Is it possible to hit a golf shot too accurately? Just ask Tiger Woods … and now Patrick Cantlay.
With swirling winds and punishing conditions in Mamaroneck hammering his score to the tune of six bogeys, Cantlay found himself in attack mode just off the front of the 15th green. He faced a short pitch shot from the fairway on the long par 4, and a back right pin position beckoning for the 28-year-old to take aim and earn a stroke back from the field.
He surveyed the green, a spine intersecting its false front from the hole location in the back. So long as he hit a half-decent chip, the worst he could do was make par.
Cantlay lined up his shot, pulled back his club and struck his pitch. At first glance, it was all over the stick. Ten seconds later, it was all over.

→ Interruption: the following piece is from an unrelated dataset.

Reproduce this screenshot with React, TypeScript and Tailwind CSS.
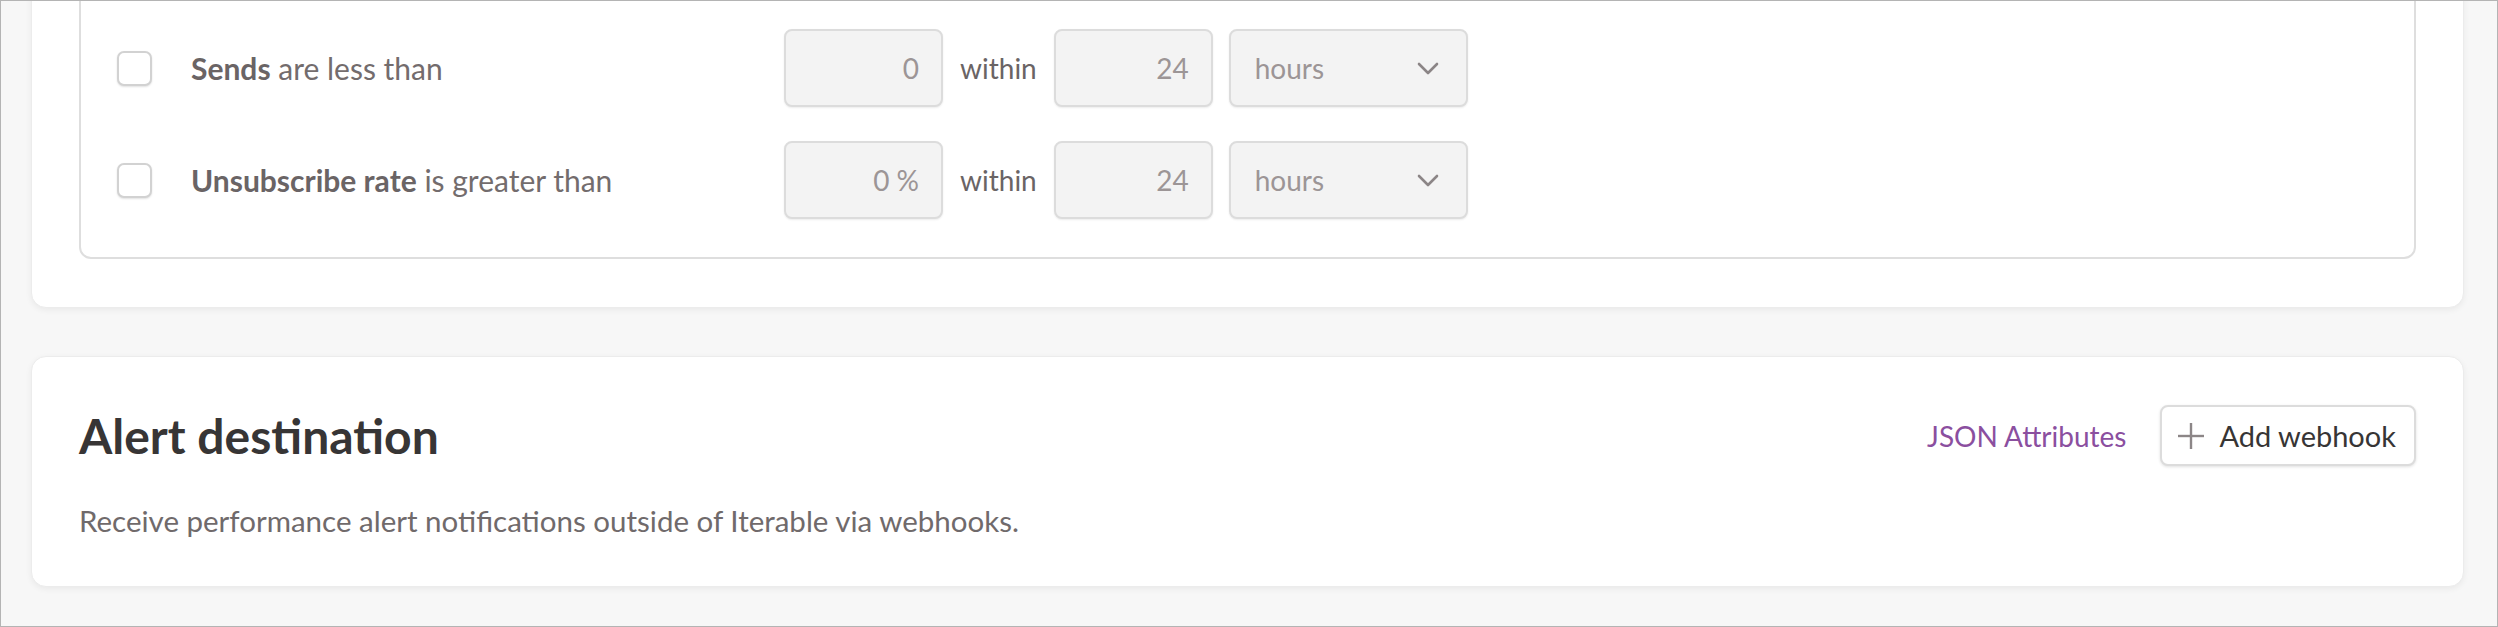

The former U.S. Open low amateur watched in horror as his ball banked off the center of the flagstick and directly back in his direction. He could process little more than an upward-facing palm as he watched the ball race back over the spine of the green, down the false front and directly past he and his caddie, Matthew Minister.
As a general rule, it’s never a good thing when a player hits a shot that winds up further away from the hole than it began. For Cantlay, the punishment was particularly cruel. He hit his initial pitch 22 yards from the hole and lined up for his second 47 yards from the hole — the ball traveling some 25 yards in the wrong direction.
Check it out for yourself below.
Cantlay would go on to make bogey on the 15th, finishing the day with a six-over 76 and moving to second-to-last in the field when he finished at 12 over.
If there’s a silver lining to take from that three-decker sauerkraut and toadstool sandwich of a chip shot, it’s likely that Cantlay will be far from the last player to face a brutal break coming down the back nine at Winged Foot this weekend. The average third-round score through the early pairings Saturday is 76.